À imagem das tragédias clássicas, o dia da vida de Abed Salama tem vintee quatro horas, mas nele cabem anos e anos de conflitos, guerra, morte e destruição que os habitantes daquela zona carregam consigo. Evidenciando mais o lado palestiniano, é-nos devolvido um retrato de um povo sitiado e acossado, deixando-nos para sempre a pergunta incómoda: como é que se pode viver assim, ainda que seja possível perceber que há escolas, comércio, negócios, no território da Palestina. Mas a vida está condicionada por uma série de obstáculos: físicos, judiciais, políticos, religiosos...

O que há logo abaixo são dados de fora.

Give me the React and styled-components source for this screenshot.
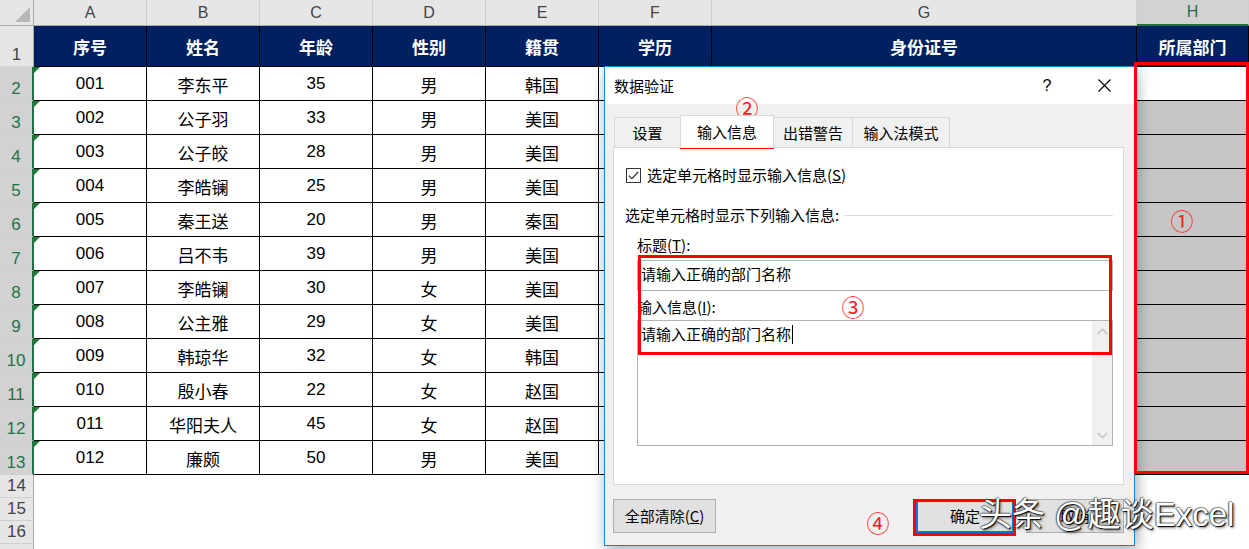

Tratando-se de uma ensaio jornalístico a escrita é objetiva, o texto existe para dar conta, para mostrar, à maneira de Brecht, ao laitor cabe analisar, interpretar e, a partir da informação, tirar as suas conclusões. É um livro que nos leva a querer conhecer, perceber, dissecar como é que a História nos trouxe até aqui, porque é que todos os caminhso parecem dar em becos sem saída, daí que tenham investigado para perceber o que é a Fatah, o Hamas, o sionismo, um judeu asquenaze, a evolução da ocupação israelita, como foram e são criados os colonatos, como se organiza a vida do lado da Palestina.
Não é uma leitura para ficarmos de bem com a vida, mas é uma leitura que importa e não podemos ficar só pelo que é fácil e nos aliena, às vezes temos de tomar uma dose de realidade.